> **TASK TO CARRY OUT**
Check each line of the data below for the word "this", then extract the ones that have it.

> **GIVEN DATA**
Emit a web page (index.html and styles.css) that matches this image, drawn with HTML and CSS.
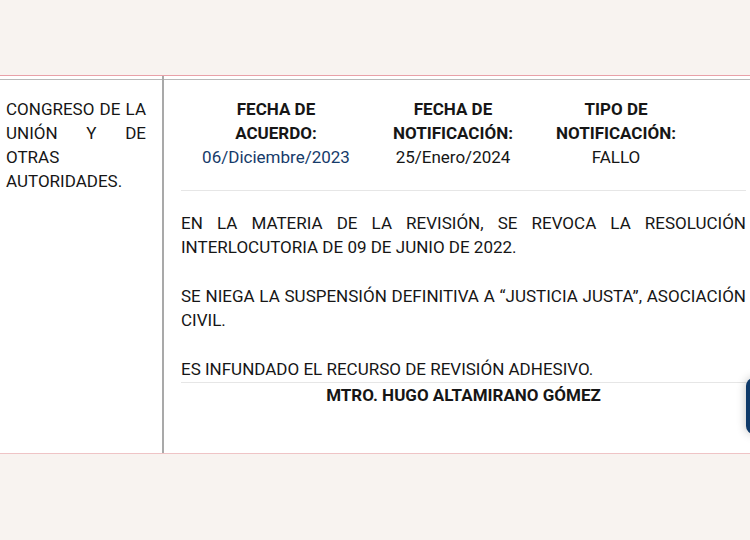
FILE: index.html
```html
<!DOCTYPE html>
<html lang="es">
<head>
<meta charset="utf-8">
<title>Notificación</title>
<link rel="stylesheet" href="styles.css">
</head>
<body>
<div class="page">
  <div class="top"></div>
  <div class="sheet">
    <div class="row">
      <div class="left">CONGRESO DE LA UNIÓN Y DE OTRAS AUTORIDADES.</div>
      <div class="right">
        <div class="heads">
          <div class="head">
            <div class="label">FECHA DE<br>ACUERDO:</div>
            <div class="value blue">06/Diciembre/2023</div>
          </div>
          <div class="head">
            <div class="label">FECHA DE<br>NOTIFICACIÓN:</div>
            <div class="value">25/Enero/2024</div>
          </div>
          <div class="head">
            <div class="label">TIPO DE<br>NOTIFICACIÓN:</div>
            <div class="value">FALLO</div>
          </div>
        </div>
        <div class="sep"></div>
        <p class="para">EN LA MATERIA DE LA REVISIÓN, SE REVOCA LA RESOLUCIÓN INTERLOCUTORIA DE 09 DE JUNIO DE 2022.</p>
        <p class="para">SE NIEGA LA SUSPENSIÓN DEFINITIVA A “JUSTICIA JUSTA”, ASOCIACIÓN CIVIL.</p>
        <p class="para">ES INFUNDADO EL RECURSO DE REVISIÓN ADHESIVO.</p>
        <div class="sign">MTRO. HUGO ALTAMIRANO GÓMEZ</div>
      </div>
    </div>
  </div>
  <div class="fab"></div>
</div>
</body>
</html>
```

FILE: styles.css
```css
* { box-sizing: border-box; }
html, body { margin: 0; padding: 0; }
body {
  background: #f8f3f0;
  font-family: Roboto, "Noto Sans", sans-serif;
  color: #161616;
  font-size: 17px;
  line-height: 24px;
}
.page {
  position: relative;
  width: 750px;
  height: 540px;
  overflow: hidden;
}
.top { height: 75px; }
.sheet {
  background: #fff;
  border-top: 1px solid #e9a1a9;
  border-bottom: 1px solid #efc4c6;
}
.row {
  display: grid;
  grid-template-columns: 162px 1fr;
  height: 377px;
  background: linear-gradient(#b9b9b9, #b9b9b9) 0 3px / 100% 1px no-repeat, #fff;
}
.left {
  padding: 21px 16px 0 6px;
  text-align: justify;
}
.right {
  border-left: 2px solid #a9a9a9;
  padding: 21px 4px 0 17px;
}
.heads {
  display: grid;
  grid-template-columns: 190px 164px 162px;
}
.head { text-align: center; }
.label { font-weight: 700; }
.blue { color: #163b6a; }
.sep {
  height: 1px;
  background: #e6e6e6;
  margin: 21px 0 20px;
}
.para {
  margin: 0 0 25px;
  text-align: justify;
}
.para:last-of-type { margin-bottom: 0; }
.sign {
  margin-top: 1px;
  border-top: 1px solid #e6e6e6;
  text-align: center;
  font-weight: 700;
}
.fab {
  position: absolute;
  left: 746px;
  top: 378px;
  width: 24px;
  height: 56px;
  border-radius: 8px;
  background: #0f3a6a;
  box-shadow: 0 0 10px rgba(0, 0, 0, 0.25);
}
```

--

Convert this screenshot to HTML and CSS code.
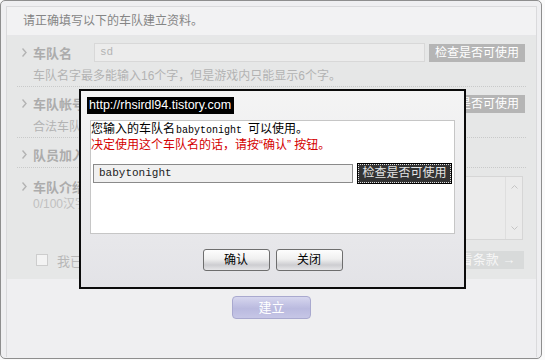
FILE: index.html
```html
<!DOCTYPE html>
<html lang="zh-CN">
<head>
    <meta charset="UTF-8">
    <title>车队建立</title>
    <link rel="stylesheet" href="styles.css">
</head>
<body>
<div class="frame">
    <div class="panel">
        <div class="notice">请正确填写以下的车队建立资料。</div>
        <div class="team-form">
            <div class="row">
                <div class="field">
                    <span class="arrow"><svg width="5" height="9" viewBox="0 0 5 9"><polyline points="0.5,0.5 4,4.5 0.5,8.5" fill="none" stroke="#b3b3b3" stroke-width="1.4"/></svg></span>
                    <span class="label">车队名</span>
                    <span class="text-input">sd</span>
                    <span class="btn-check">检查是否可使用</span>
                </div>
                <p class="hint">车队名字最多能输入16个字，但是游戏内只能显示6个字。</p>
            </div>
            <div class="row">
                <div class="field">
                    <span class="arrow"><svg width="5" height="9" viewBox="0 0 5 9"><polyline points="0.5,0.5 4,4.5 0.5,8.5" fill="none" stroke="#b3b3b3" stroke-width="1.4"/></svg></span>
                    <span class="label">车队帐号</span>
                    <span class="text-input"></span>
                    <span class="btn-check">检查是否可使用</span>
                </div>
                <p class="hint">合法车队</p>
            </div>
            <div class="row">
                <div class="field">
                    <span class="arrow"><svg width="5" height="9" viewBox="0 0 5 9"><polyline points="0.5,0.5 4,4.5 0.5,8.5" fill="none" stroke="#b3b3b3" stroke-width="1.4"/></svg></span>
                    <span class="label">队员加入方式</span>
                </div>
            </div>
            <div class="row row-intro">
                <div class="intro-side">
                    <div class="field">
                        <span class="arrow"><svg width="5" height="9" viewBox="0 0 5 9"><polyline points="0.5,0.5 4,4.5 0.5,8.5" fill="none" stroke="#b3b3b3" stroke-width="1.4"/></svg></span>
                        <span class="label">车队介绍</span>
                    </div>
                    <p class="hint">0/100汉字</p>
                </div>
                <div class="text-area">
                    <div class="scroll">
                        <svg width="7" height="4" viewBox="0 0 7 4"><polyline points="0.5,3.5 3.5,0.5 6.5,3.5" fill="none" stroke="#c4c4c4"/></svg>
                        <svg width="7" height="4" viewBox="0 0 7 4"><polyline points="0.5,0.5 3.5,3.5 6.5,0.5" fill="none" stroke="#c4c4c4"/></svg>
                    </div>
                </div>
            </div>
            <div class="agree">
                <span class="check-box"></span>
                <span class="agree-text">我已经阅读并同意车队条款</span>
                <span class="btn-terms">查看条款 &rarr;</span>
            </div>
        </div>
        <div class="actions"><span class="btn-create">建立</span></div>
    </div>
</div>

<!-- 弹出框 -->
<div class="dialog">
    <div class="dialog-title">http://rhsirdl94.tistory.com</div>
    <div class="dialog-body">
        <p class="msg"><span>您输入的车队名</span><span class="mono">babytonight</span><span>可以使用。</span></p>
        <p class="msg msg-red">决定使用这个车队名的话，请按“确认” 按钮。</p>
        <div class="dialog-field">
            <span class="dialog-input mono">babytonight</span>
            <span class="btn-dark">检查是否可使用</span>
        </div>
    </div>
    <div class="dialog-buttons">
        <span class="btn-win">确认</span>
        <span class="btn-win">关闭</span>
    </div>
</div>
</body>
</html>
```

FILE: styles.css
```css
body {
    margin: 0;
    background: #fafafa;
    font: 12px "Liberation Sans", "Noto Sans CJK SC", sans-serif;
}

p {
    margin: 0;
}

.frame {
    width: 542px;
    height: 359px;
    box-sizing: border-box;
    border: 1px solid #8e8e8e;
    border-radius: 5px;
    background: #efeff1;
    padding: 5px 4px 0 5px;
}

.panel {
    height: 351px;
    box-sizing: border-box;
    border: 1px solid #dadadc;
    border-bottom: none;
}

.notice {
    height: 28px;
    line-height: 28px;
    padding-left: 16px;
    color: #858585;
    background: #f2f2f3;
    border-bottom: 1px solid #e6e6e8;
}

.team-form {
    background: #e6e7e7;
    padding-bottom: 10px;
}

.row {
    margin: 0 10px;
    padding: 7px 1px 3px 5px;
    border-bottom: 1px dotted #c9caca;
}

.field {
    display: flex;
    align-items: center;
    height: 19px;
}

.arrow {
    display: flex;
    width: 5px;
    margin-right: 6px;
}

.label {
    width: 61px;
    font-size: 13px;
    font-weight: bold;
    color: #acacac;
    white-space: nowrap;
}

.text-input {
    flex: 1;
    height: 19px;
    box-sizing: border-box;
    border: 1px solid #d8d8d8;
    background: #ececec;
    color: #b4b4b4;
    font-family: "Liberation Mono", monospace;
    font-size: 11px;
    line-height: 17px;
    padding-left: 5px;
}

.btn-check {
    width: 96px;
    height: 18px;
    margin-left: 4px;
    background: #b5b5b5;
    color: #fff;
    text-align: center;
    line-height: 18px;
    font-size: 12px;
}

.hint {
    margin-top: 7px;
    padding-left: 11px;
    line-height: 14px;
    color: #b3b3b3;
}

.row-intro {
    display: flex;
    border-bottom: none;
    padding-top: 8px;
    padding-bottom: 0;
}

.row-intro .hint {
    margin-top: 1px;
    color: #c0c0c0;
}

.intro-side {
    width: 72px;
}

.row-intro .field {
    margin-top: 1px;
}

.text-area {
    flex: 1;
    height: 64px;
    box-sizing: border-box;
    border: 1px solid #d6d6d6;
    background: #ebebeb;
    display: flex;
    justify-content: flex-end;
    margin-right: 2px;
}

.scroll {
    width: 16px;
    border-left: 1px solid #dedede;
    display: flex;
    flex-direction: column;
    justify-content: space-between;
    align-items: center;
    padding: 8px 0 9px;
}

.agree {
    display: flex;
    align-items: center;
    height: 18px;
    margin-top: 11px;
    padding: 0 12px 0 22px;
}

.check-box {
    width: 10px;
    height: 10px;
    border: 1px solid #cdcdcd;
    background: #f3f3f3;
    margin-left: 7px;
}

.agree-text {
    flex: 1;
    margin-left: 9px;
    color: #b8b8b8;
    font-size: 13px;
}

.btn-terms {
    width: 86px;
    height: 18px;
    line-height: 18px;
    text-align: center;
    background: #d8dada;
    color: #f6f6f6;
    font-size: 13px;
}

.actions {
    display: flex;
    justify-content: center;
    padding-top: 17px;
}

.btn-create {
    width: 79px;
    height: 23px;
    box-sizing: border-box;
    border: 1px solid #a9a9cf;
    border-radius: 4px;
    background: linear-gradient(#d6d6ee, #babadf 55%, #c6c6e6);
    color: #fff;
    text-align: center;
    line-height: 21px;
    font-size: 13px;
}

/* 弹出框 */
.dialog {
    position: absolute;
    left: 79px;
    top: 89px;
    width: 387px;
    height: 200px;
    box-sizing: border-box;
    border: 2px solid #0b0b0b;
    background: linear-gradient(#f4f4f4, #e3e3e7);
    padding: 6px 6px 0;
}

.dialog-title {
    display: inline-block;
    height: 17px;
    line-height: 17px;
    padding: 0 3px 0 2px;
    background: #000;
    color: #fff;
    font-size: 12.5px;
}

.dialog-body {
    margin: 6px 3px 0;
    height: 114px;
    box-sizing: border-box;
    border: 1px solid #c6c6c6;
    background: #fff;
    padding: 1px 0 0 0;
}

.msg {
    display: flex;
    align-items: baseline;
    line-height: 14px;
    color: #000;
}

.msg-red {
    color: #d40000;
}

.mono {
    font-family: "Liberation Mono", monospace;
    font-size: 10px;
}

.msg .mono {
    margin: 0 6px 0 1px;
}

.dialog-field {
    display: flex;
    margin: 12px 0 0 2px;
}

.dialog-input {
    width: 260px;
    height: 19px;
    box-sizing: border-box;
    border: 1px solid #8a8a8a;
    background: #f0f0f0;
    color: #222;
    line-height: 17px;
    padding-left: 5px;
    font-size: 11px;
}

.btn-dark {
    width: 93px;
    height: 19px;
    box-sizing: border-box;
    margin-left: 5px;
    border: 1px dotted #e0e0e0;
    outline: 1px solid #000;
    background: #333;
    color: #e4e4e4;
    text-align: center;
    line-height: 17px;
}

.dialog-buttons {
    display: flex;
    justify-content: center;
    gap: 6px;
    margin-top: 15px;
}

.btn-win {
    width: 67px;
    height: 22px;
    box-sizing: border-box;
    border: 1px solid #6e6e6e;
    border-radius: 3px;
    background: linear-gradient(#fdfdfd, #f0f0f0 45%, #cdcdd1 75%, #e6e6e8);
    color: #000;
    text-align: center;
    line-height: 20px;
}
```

> **WRITTEN SOLUTION**
Emit a web page (index.html and styles.css) that matches this image, drawn with HTML and CSS.
Convert this screenshot to HTML and CSS code.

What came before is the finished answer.